Do końca roku szkolnego było wiele momentów, gdzie Dean pomagał mu, bronił przed bliźniakami i nawet Gabriel go polubił. Castiel nie zostawał dłużny, młody Winchester nie był najlepszym uczniem, dlatego niebieskooki chłopiec często pomagał mu w pracach domowych, wypracowaniach i sprawdzianach.
Novak strasznie chciał być taki jak Dean, ale wiedział, że nie ma na to szans. Chciał przynajmniej być jego przyjacielem, ale na to chyba też nie mógł liczyć. Winchester miał innych przyjaciół, Troy'a i Carla, których Novak nie lubił. Kumplowali się też z bliźniakami, przez co często wyśmiewali się z najmłodszego z niego. Nie robili tego jednak przy Deanie, za co był im wdzięczny, bo spaliłby się przed nim ze wstydu.
- Ale cię Dean wykorzystuje - powiedziała do niego Charlie pewnego dnia po szkole, gdy razem wracali. Okazało się, że dziewczyna mieszkała przecznicę dalej od niego. Bardzo ją lubił, byli kompletnymi przeciwieństwami, ale umieli się dogadać.
- Co? - zapytał wyrwany z zamyślenia. Charlie zaśmiała się i pokręciła głową, bo często odpływał w myślach. - Nie wykorzystuje, po prostu pomagam mu w lekcjach - wzruszył miękko ramionami i lekko się zaczerwienił.

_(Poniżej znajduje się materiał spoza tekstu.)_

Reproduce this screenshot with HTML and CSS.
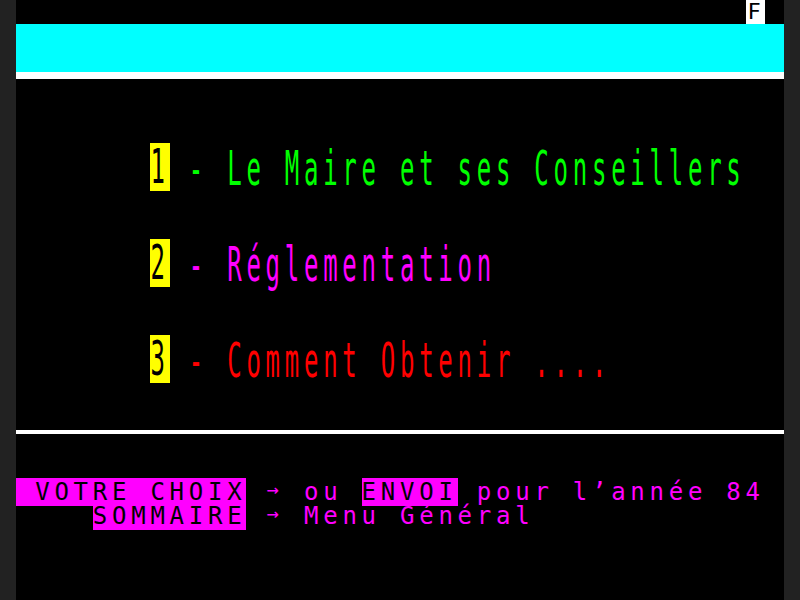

- Jak uważasz - zatrzymała się i spojrzała na Novaka. - Właśnie, Cas. Zaraz koniec roku, może zaplanujemy coś razem? Moi rodzice chcą jechać nad jezioro, chciałbyś jechać z nami na parę dni? - zapytała dziewczyna z nieco przesadnym entuzjazmem.
Zaskoczyło go to pytanie, nie spodziewał się, że Charlie chciałaby spotkać się z nim nawet w wakacje.
- Emm... Musiałbym zapytać taty, nie wiem czy mi pozwoli.
- To jak powie, że musi się zastanowić, to ja przyjdę i go namówię - wyszczerzyła się. - Zobaczysz, puści cię, umiem namawiać ludzi - klasnęła w dłonie, podskoczyła zadowolona i ruszyła przed siebie. Dziewczyna prawie biegła, więc Cas ledwo nadążył za jej krokiem.